TORONTO, June 24, 2003 (LifeSiteNews.com) – In the June 2003 Interim, philosopher Dr. Donald DeMarco exposes the deadly flaws of popular novelist Ayn Rand’s cult philosophy of extreme individualism. Highly regarded among university students and social elites, Rand ended her days isolated and miserable, says DeMarco, as the inevitable result of her self-practiced theories. Dr. Demarco relates that Rand said man has a “right to life” but that she did not “mean by this statement that he has a ‘right to life’ that others have a duty to defend and support. Such a concept of ‘right to life’ implies a form of ‘altruism,’ and consequently is contrary to the good of the individual”(according to Rand). “In fact, for Rand, it constitutes a form of slavery.” Demarco continues “she firmly denies that groups such as the ‘unborn,’ ‘farmers,’ ‘businessmen,’ and so forth, have any rights whatsoever.”

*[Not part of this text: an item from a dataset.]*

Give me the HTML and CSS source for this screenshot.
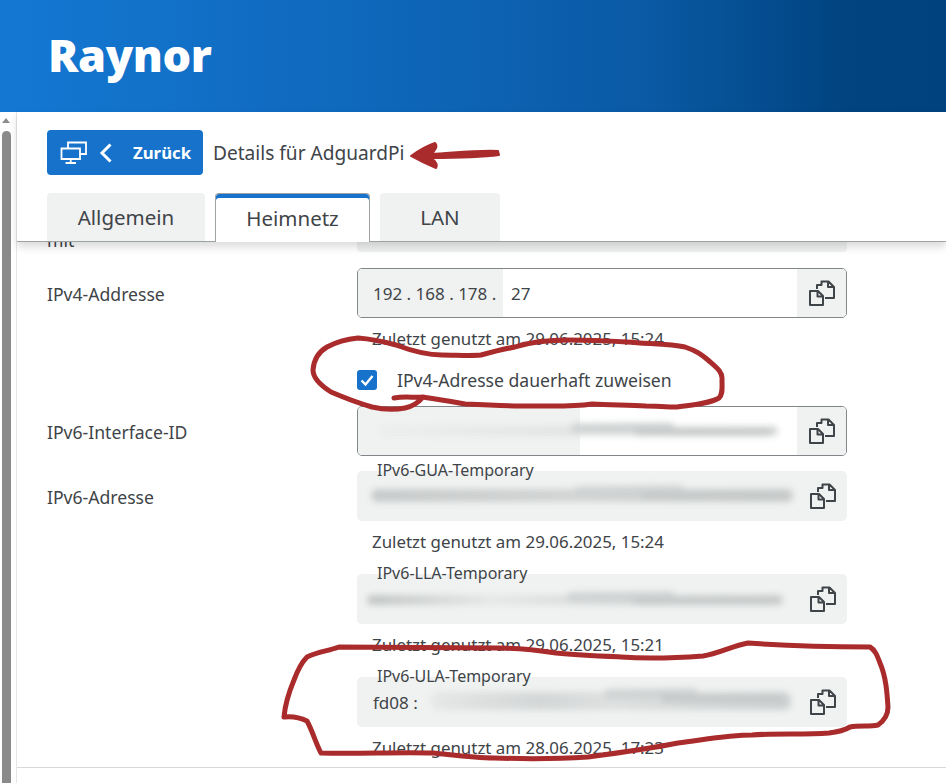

For Ayn Rand, “Making sacrifices for one’s born or unborn children, one’s elderly parents or other family members becomes anathema”. She wants a perverse type of “Culture of Life to emerge, but she envisions that culture solely in terms of individuals choosing selfishly, the private goods of their own existence. If ever the anthem for a pro-choice philosophy has been recorded”, concludes DeMarco, “it comes from the pen of Ayn Rand”. “Rand managed to make the lives of everyone around her miserable”, says DeMarco and “when her life was over, she had barely a friend in the world. She was contemptuous even of her followers”. At her funeral in 1983 a six-foot replica of a dollar sign was placed on her coffin.
Although Rand’s well-crafted novels, based on her philosophy, have been fascinating and even attractive to many, DeMarco warns, “It was inevitable… that a philosophy that centred on the self to the exclusion of all others would leave its practitioner in isolation and intensely lonely… Ayn Rand’s philosophy is unlivable, either by her or anyone else”.